- RECORD LIST
+ + + + + + +

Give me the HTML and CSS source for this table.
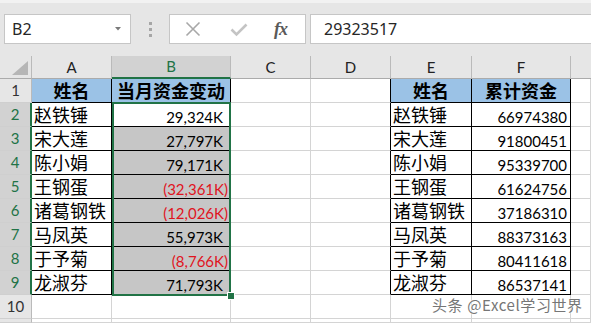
FILE: index.html
```html
<!DOCTYPE html>
<html lang="zh-CN">
<head>
<meta charset="utf-8">
<title>Excel</title>
<link rel="stylesheet" href="styles.css">
</head>
<body>
<div class="app">
  <header class="fbar">
    <div class="namebox">
      <span class="nb-text">B2</span>
      <svg class="nb-arrow" width="6" height="4" viewBox="0 0 6 4"><path d="M0 0H6L3 3.5Z" fill="#7a7a7a"/></svg>
    </div>
    <div class="grip"><i></i><i></i><i></i></div>
    <div class="fxbox">
      <svg class="ic-x" width="16" height="16" viewBox="0 0 16 16"><path d="M1.5 1.5L14.5 14.5M14.5 1.5L1.5 14.5" stroke="#a8a8a8" stroke-width="1.6" fill="none"/></svg>
      <svg class="ic-ok" width="18" height="14" viewBox="0 0 18 14"><path d="M1.5 6.5L6.5 11.5L16.5 1.5" stroke="#c4c4c4" stroke-width="2.6" fill="none"/></svg>
      <span class="ic-fx">fx</span>
    </div>
    <div class="valbox">29323517</div>
  </header>

  <div class="sheet">
    <div class="h corner"><svg width="16" height="14" viewBox="0 0 16 14"><path d="M16 0V14H0Z" fill="#b6b6b6"/></svg></div>
    <div class="h">A</div>
    <div class="h hs">B</div>
    <div class="h">C</div>
    <div class="h">D</div>
    <div class="h">E</div>
    <div class="h">F</div>
    <div class="h hlast"></div>

    <div class="rh">1</div>
    <div class="c t th"><span class="zh">姓名</span></div>
    <div class="c t th"><span class="zh">当月资金变动</span></div>
    <div class="c"></div>
    <div class="c bl"></div>
    <div class="c t th"><span class="zh">姓名</span></div>
    <div class="c t th"><span class="zh">累计资金</span></div>
    <div class="c"></div>

    <div class="rh rs">2</div>
    <div class="c t"><span class="zh">赵铁锤</span></div>
    <div class="c t num"><span class="n pos">29,324K</span></div>
    <div class="c"></div>
    <div class="c bl"></div>
    <div class="c t"><span class="zh">赵铁锤</span></div>
    <div class="c t num"><span class="n">66974380</span></div>
    <div class="c"></div>

    <div class="rh rs">3</div>
    <div class="c t"><span class="zh">宋大莲</span></div>
    <div class="c t num sh"><span class="n pos">27,797K</span></div>
    <div class="c"></div>
    <div class="c bl"></div>
    <div class="c t"><span class="zh">宋大莲</span></div>
    <div class="c t num"><span class="n">91800451</span></div>
    <div class="c"></div>

    <div class="rh rs">4</div>
    <div class="c t"><span class="zh">陈小娟</span></div>
    <div class="c t num sh"><span class="n pos">79,171K</span></div>
    <div class="c"></div>
    <div class="c bl"></div>
    <div class="c t"><span class="zh">陈小娟</span></div>
    <div class="c t num"><span class="n">95339700</span></div>
    <div class="c"></div>

    <div class="rh rs">5</div>
    <div class="c t"><span class="zh">王钢蛋</span></div>
    <div class="c t num sh"><span class="n neg">(32,361K)</span></div>
    <div class="c"></div>
    <div class="c bl"></div>
    <div class="c t"><span class="zh">王钢蛋</span></div>
    <div class="c t num"><span class="n">61624756</span></div>
    <div class="c"></div>

    <div class="rh rs">6</div>
    <div class="c t"><span class="zh">诸葛钢铁</span></div>
    <div class="c t num sh"><span class="n neg">(12,026K)</span></div>
    <div class="c"></div>
    <div class="c bl"></div>
    <div class="c t"><span class="zh">诸葛钢铁</span></div>
    <div class="c t num"><span class="n">37186310</span></div>
    <div class="c"></div>

    <div class="rh rs">7</div>
    <div class="c t"><span class="zh">马凤英</span></div>
    <div class="c t num sh"><span class="n pos">55,973K</span></div>
    <div class="c"></div>
    <div class="c bl"></div>
    <div class="c t"><span class="zh">马凤英</span></div>
    <div class="c t num"><span class="n">88373163</span></div>
    <div class="c"></div>

    <div class="rh rs">8</div>
    <div class="c t"><span class="zh">于予菊</span></div>
    <div class="c t num sh"><span class="n neg">(8,766K)</span></div>
    <div class="c"></div>
    <div class="c bl"></div>
    <div class="c t"><span class="zh">于予菊</span></div>
    <div class="c t num"><span class="n">80411618</span></div>
    <div class="c"></div>

    <div class="rh rs">9</div>
    <div class="c t"><span class="zh">龙淑芬</span></div>
    <div class="c t num sh"><span class="n pos">71,793K</span></div>
    <div class="c"></div>
    <div class="c bl"></div>
    <div class="c t"><span class="zh">龙淑芬</span></div>
    <div class="c t num"><span class="n">86537141</span></div>
    <div class="c"></div>

    <div class="rh">10</div>
    <div class="c"></div>
    <div class="c"></div>
    <div class="c"></div>
    <div class="c"></div>
    <div class="c"></div>
    <div class="c"></div>
    <div class="c"></div>

    <div class="rh"></div>
    <div class="c"></div>
    <div class="c"></div>
    <div class="c"></div>
    <div class="c"></div>
    <div class="c"></div>
    <div class="c"></div>
    <div class="c"></div>
  </div>

  <div class="sel"></div>
  <div class="handle"></div>
  <div class="wm">头条 @Excel学习世界</div>
</div>
</body>
</html>
```

FILE: styles.css
```css
* { box-sizing: border-box; }
html, body { margin: 0; padding: 0; }
body {
  width: 591px;
  height: 323px;
  overflow: hidden;
  background: #e6e6e6;
  font-family: Lato, "Noto Sans CJK SC", sans-serif;
  color: #000;
}
.app {
  position: relative;
  width: 591px;
  height: 323px;
  display: flex;
  flex-direction: column;
}

/* formula bar */
.fbar {
  height: 56px;
  flex: none;
  display: flex;
  align-items: flex-start;
  padding-left: 4px;
  padding-top: 11px;
  background: #e6e6e6;
  border-top: 3px solid #f2f2f2;
}
.namebox {
  width: 127px;
  height: 30px;
  background: #fff;
  border: 1px solid #c6c6c6;
  display: flex;
  align-items: center;
  justify-content: space-between;
  padding: 0 9px 0 7px;
  font-family: "Noto Sans", sans-serif;
  font-size: 16px;
  color: #262626;
}
.nb-text { line-height: 18px; }
.grip {
  width: 38px;
  height: 30px;
  display: flex;
  flex-direction: column;
  align-items: center;
  justify-content: center;
  gap: 3px;
}
.grip i {
  display: block;
  width: 3px;
  height: 3px;
  background: #a6a6a6;
}
.fxbox {
  width: 137px;
  height: 30px;
  background: #fff;
  border: 1px solid #c6c6c6;
  display: flex;
  align-items: center;
  padding-left: 15px;
}
.ic-x { margin-right: 29px; }
.ic-ok { margin-right: 26px; margin-top: 2px; }
.ic-fx {
  font-family: "Liberation Serif", serif;
  font-style: italic;
  font-weight: bold;
  font-size: 18px;
  line-height: 20px;
  color: #5a5a5a;
  letter-spacing: -1px;
}
.valbox {
  flex: 1;
  height: 30px;
  margin-left: 4px;
  background: #fff;
  border: 1px solid #c6c6c6;
  border-right: none;
  display: flex;
  align-items: center;
  padding-left: 13px;
  font-family: "Noto Sans", sans-serif;
  font-size: 16px;
  line-height: 18px;
  color: #262626;
}

/* sheet grid */
.sheet {
  flex: 1;
  display: grid;
  grid-template-columns: 32px 80px 119px 80px 80px 81px 99px 1fr;
  grid-template-rows: 23px repeat(10, 24px) 1fr;
  background: #fff;
}
.h {
  background: #e6e6e6;
  border-right: 1px solid #bababa;
  border-bottom: 1px solid #ababab;
  display: flex;
  align-items: center;
  justify-content: center;
  font-size: 15px;
  line-height: 15px;
  color: #222;
}
.corner {
  justify-content: flex-end;
  align-items: flex-end;
  padding: 0 3px 3px 0;
}
.hlast { border-right: none; }
.hs {
  background: #d2d2d2;
  color: #217346;
  border-bottom: 2px solid #217346;
}
.rh {
  background: #e6e6e6;
  border-right: 1px solid #bababa;
  border-bottom: 1px solid #cfcfcf;
  display: flex;
  align-items: center;
  justify-content: center;
  font-size: 15px;
  line-height: 15px;
  color: #333;
}
.rs {
  background: #d2d2d2;
  color: #217346;
  border-right: 2px solid #217346;
}

.c {
  background: #fff;
  border-right: 1px solid #d4d4d4;
  border-bottom: 1px solid #d4d4d4;
  display: flex;
  align-items: flex-end;
  white-space: nowrap;
  min-width: 0;
}
.t {
  border-right-color: #000;
  border-bottom-color: #000;
}
.bl { border-right-color: #000; }
.th {
  background: #9bc2e6;
  justify-content: center;
  font-weight: bold;
}
.sh { background: #c6c6c6; }
.zh {
  font-size: 18px;
  line-height: 18px;
  padding: 0 0 3px 2px;
  font-family: "Noto Sans CJK SC", sans-serif;
}
.th .zh { padding-left: 0; }
.num { justify-content: flex-end; }
.n {
  font-size: 15px;
  line-height: 15px;
  padding: 0 3px 1px 0;
}
.pos { padding-right: 7px; }
.neg { color: #e0141e; padding-right: 2px; }

/* overlays */
.sel {
  position: absolute;
  left: 112px;
  top: 102px;
  width: 119px;
  height: 194px;
  border: 2px solid #217346;
  pointer-events: none;
}
.handle {
  position: absolute;
  left: 227px;
  top: 292px;
  width: 8px;
  height: 8px;
  background: #217346;
  border: 1px solid #fff;
}
.wm {
  position: absolute;
  left: 432px;
  top: 296px;
  font-family: "Noto Sans CJK SC", sans-serif;
  font-size: 15px;
  line-height: 18px;
  color: #767676;
  letter-spacing: 0.6px;
  text-shadow: 0 0 2px #fff, 0 0 2px #fff, 0 0 1px #fff;
}
```
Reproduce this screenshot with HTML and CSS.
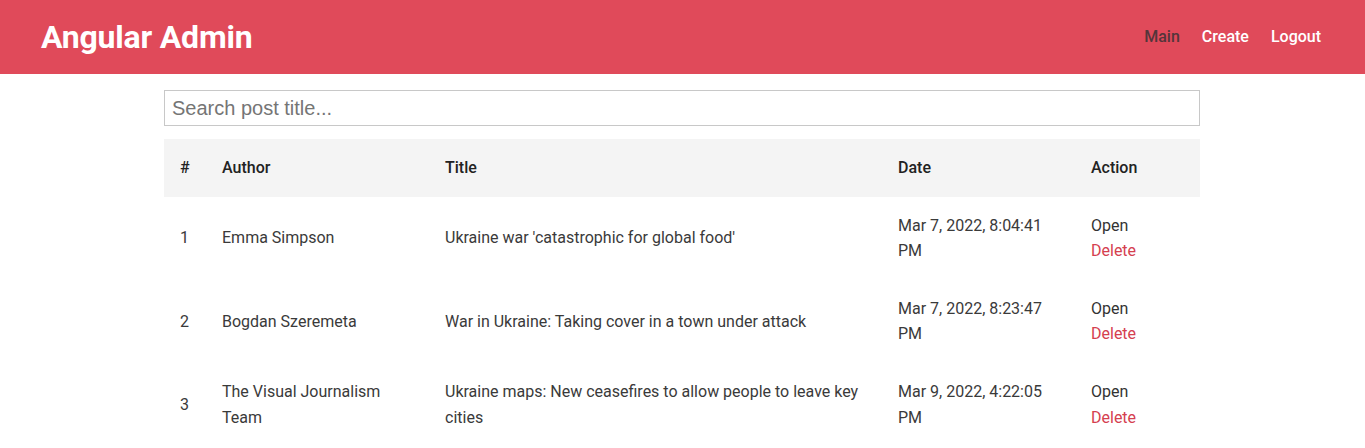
FILE: index.html
```html
<!DOCTYPE html>
<html>
<head>
<meta charset="utf-8">
<link rel="stylesheet" href="styles.css">
</head>
<body>
<header class="navbar">
  <h1 class="brand">Angular Admin</h1>
  <nav class="nav">
    <a class="nav-link active">Main</a>
    <a class="nav-link">Create</a>
    <a class="nav-link">Logout</a>
  </nav>
</header>
<main class="container">
  <input class="search" type="text" placeholder="Search post title...">
  <table class="posts">
    <colgroup>
      <col class="c-num"><col class="c-author"><col class="c-title"><col class="c-date"><col class="c-action">
    </colgroup>
    <thead>
      <tr><th>#</th><th>Author</th><th>Title</th><th>Date</th><th>Action</th></tr>
    </thead>
    <tbody>
      <tr>
        <td>1</td><td>Emma Simpson</td><td>Ukraine war 'catastrophic for global food'</td>
        <td>Mar 7, 2022, 8:04:41 PM</td>
        <td><a class="open">Open</a><br><a class="delete">Delete</a></td>
      </tr>
      <tr>
        <td>2</td><td>Bogdan Szeremeta</td><td>War in Ukraine: Taking cover in a town under attack</td>
        <td>Mar 7, 2022, 8:23:47 PM</td>
        <td><a class="open">Open</a><br><a class="delete">Delete</a></td>
      </tr>
      <tr>
        <td>3</td><td>The Visual Journalism Team</td><td>Ukraine maps: New ceasefires to allow people to leave key cities</td>
        <td>Mar 9, 2022, 4:22:05 PM</td>
        <td><a class="open">Open</a><br><a class="delete">Delete</a></td>
      </tr>
    </tbody>
  </table>
</main>
</body>
</html>
```
FILE: styles.css
```css
* { box-sizing: border-box; }
body {
  margin: 0;
  font-family: Roboto, "Liberation Sans", sans-serif;
  color: #333;
  background: #fff;
}
.navbar {
  height: 74px;
  background: #e04a5a;
  display: flex;
  align-items: center;
  justify-content: space-between;
  padding: 0 44px 0 41px;
}
.brand {
  margin: 0 0 1px;
  color: #fff;
  font-size: 32px;
  font-weight: 700;
  letter-spacing: -0.2px;
}
.nav {
  display: flex;
  gap: 22px;
  margin-bottom: 2px;
}
.nav-link {
  color: #fff;
  font-size: 16px;
  font-weight: 500;
  cursor: pointer;
}
.nav-link.active { color: #53353a; }
.container {
  width: 1037px;
  margin: 16px auto 0;
}
.search {
  display: block;
  width: 1036px;
  height: 36px;
  border: 1px solid #c8c8c8;
  padding: 0 7px;
  font-family: "Liberation Sans", Arial, sans-serif;
  font-size: 20px;
  color: #333;
  margin-bottom: 13px;
  outline: none;
}
.search::placeholder { color: #757575; }
.posts {
  width: 1036px;
  border-collapse: collapse;
  table-layout: fixed;
  font-size: 16px;
  line-height: 1.6;
}
.c-num { width: 42px; }
.c-author { width: 223px; }
.c-title { width: 453px; }
.c-date { width: 193px; }
.c-action { width: 125px; }
.posts th, .posts td {
  padding: 16px;
  text-align: left;
  vertical-align: middle;
}
.posts th {
  background: #f4f4f4;
  font-weight: 500;
  color: #222;
}
.posts td { color: #3a3a3a; }
.open { color: #333; cursor: pointer; }
.delete { color: #d5404f; cursor: pointer; }
```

+ + + + + + +

- SHORT TASK
In the records above, locate every line with the string "this" and copy it.

- FULL SOLUTION
Give me the HTML and CSS source for this table.
Reproduce this screenshot with HTML and CSS.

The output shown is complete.